§ To be done: Leave the pictures out, and retype all of the material exactly as written.

§ Given data:
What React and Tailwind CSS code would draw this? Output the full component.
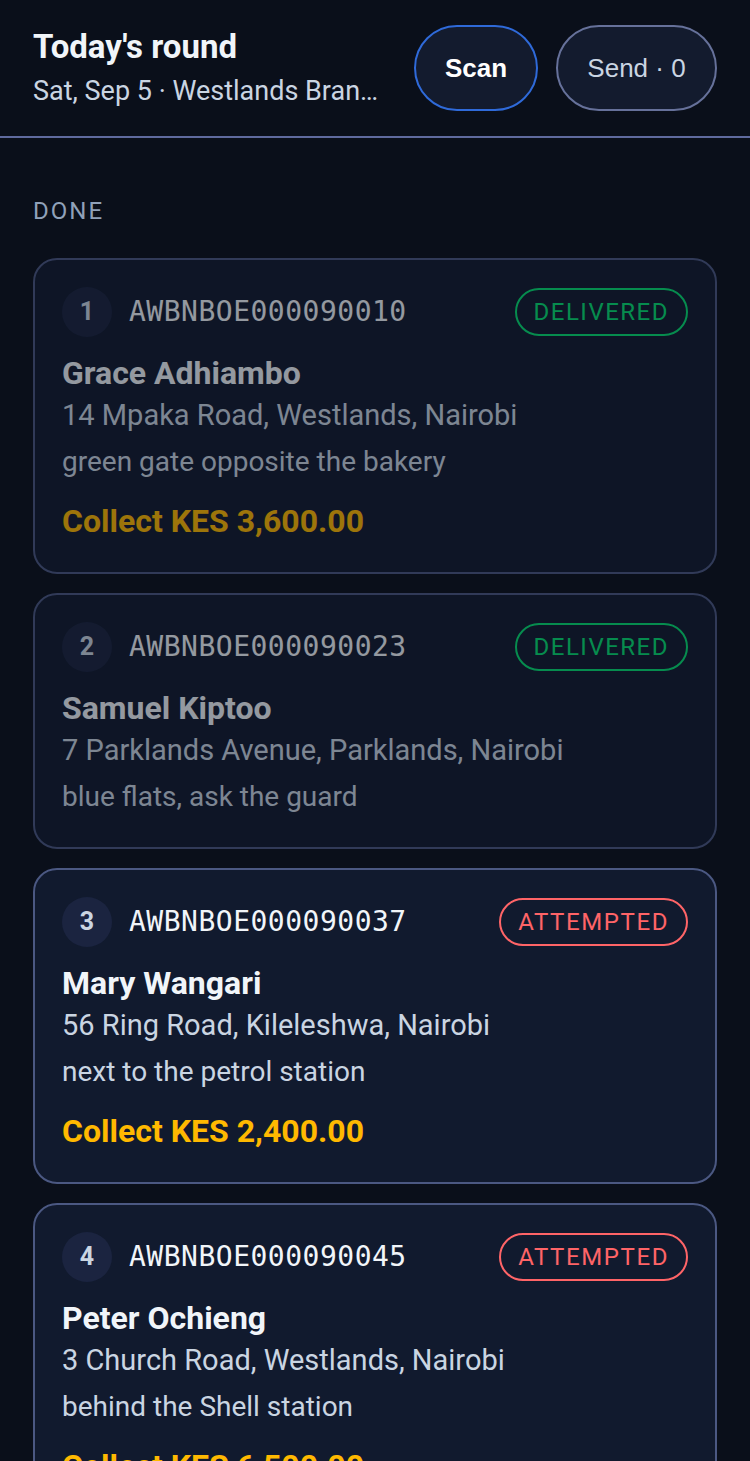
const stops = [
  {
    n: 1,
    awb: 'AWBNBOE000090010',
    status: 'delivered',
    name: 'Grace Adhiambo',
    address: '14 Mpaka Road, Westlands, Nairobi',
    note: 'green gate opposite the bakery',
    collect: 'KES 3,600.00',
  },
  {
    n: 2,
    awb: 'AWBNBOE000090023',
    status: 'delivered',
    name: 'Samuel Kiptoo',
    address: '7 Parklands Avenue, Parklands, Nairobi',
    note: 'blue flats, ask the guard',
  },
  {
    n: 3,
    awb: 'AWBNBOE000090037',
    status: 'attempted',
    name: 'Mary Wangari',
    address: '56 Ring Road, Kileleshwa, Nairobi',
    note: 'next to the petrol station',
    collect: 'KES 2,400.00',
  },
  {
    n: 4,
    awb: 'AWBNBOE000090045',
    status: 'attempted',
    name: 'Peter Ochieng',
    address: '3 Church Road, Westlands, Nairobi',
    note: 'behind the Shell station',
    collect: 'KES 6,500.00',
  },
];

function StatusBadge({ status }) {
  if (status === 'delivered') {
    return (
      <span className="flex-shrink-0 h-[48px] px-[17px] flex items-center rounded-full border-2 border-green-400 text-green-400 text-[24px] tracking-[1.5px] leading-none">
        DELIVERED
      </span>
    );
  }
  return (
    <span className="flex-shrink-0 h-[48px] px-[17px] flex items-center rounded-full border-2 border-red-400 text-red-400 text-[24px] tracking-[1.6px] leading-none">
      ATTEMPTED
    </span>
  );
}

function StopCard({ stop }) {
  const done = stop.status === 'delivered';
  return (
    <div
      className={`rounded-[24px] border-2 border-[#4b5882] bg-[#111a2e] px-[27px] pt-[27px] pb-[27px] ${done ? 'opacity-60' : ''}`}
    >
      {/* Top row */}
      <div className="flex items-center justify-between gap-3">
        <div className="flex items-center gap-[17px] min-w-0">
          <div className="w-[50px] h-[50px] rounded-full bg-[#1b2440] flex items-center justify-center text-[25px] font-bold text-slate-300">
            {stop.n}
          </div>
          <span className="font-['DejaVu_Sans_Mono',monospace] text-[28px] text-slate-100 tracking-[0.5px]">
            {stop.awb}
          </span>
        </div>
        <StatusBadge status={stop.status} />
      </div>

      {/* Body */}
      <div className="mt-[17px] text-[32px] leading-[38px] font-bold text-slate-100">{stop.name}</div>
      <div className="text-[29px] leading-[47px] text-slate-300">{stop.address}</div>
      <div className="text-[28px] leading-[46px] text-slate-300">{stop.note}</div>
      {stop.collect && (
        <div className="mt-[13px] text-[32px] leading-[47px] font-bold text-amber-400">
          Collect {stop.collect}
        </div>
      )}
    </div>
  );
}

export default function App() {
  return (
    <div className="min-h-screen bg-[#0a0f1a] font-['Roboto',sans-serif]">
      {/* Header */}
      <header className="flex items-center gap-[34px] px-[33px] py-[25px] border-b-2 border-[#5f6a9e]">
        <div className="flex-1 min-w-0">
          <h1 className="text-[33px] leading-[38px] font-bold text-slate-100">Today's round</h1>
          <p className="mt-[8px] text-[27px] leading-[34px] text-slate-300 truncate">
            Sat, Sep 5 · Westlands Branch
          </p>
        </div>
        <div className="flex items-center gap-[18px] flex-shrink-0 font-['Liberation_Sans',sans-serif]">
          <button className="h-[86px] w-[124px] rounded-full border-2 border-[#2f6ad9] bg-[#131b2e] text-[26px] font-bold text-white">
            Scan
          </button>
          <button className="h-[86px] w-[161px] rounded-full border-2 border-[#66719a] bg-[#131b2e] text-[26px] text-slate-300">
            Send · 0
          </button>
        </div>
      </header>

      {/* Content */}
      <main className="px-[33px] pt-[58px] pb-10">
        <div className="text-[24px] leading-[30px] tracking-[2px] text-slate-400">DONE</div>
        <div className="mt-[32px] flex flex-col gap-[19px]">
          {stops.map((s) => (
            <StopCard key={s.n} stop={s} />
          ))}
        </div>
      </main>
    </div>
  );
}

§ Written solution:
What React and Tailwind CSS code would draw this? Output the full component.
const stops = [
  {
    n: 1,
    awb: 'AWBNBOE000090010',
    status: 'delivered',
    name: 'Grace Adhiambo',
    address: '14 Mpaka Road, Westlands, Nairobi',
    note: 'green gate opposite the bakery',
    collect: 'KES 3,600.00',
  },
  {
    n: 2,
    awb: 'AWBNBOE000090023',
    status: 'delivered',
    name: 'Samuel Kiptoo',
    address: '7 Parklands Avenue, Parklands, Nairobi',
    note: 'blue flats, ask the guard',
  },
  {
    n: 3,
    awb: 'AWBNBOE000090037',
    status: 'attempted',
    name: 'Mary Wangari',
    address: '56 Ring Road, Kileleshwa, Nairobi',
    note: 'next to the petrol station',
    collect: 'KES 2,400.00',
  },
  {
    n: 4,
    awb: 'AWBNBOE000090045',
    status: 'attempted',
    name: 'Peter Ochieng',
    address: '3 Church Road, Westlands, Nairobi',
    note: 'behind the Shell station',
    collect: 'KES 6,500.00',
  },
];

function StatusBadge({ status }) {
  if (status === 'delivered') {
    return (
      <span className="flex-shrink-0 h-[48px] px-[17px] flex items-center rounded-full border-2 border-green-400 text-green-400 text-[24px] tracking-[1.5px] leading-none">
        DELIVERED
      </span>
    );
  }
  return (
    <span className="flex-shrink-0 h-[48px] px-[17px] flex items-center rounded-full border-2 border-red-400 text-red-400 text-[24px] tracking-[1.6px] leading-none">
      ATTEMPTED
    </span>
  );
}

function StopCard({ stop }) {
  const done = stop.status === 'delivered';
  return (
    <div
      className={`rounded-[24px] border-2 border-[#4b5882] bg-[#111a2e] px-[27px] pt-[27px] pb-[27px] ${done ? 'opacity-60' : ''}`}
    >
      {/* Top row */}
      <div className="flex items-center justify-between gap-3">
        <div className="flex items-center gap-[17px] min-w-0">
          <div className="w-[50px] h-[50px] rounded-full bg-[#1b2440] flex items-center justify-center text-[25px] font-bold text-slate-300">
            {stop.n}
          </div>
          <span className="font-['DejaVu_Sans_Mono',monospace] text-[28px] text-slate-100 tracking-[0.5px]">
            {stop.awb}
          </span>
        </div>
        <StatusBadge status={stop.status} />
      </div>

      {/* Body */}
      <div className="mt-[17px] text-[32px] leading-[38px] font-bold text-slate-100">{stop.name}</div>
      <div className="text-[29px] leading-[47px] text-slate-300">{stop.address}</div>
      <div className="text-[28px] leading-[46px] text-slate-300">{stop.note}</div>
      {stop.collect && (
        <div className="mt-[13px] text-[32px] leading-[47px] font-bold text-amber-400">
          Collect {stop.collect}
        </div>
      )}
    </div>
  );
}

export default function App() {
  return (
    <div className="min-h-screen bg-[#0a0f1a] font-['Roboto',sans-serif]">
      {/* Header */}
      <header className="flex items-center gap-[34px] px-[33px] py-[25px] border-b-2 border-[#5f6a9e]">
        <div className="flex-1 min-w-0">
          <h1 className="text-[33px] leading-[38px] font-bold text-slate-100">Today's round</h1>
          <p className="mt-[8px] text-[27px] leading-[34px] text-slate-300 truncate">
            Sat, Sep 5 · Westlands Branch
          </p>
        </div>
        <div className="flex items-center gap-[18px] flex-shrink-0 font-['Liberation_Sans',sans-serif]">
          <button className="h-[86px] w-[124px] rounded-full border-2 border-[#2f6ad9] bg-[#131b2e] text-[26px] font-bold text-white">
            Scan
          </button>
          <button className="h-[86px] w-[161px] rounded-full border-2 border-[#66719a] bg-[#131b2e] text-[26px] text-slate-300">
            Send · 0
          </button>
        </div>
      </header>

      {/* Content */}
      <main className="px-[33px] pt-[58px] pb-10">
        <div className="text-[24px] leading-[30px] tracking-[2px] text-slate-400">DONE</div>
        <div className="mt-[32px] flex flex-col gap-[19px]">
          {stops.map((s) => (
            <StopCard key={s.n} stop={s} />
          ))}
        </div>
      </main>
    </div>
  );
}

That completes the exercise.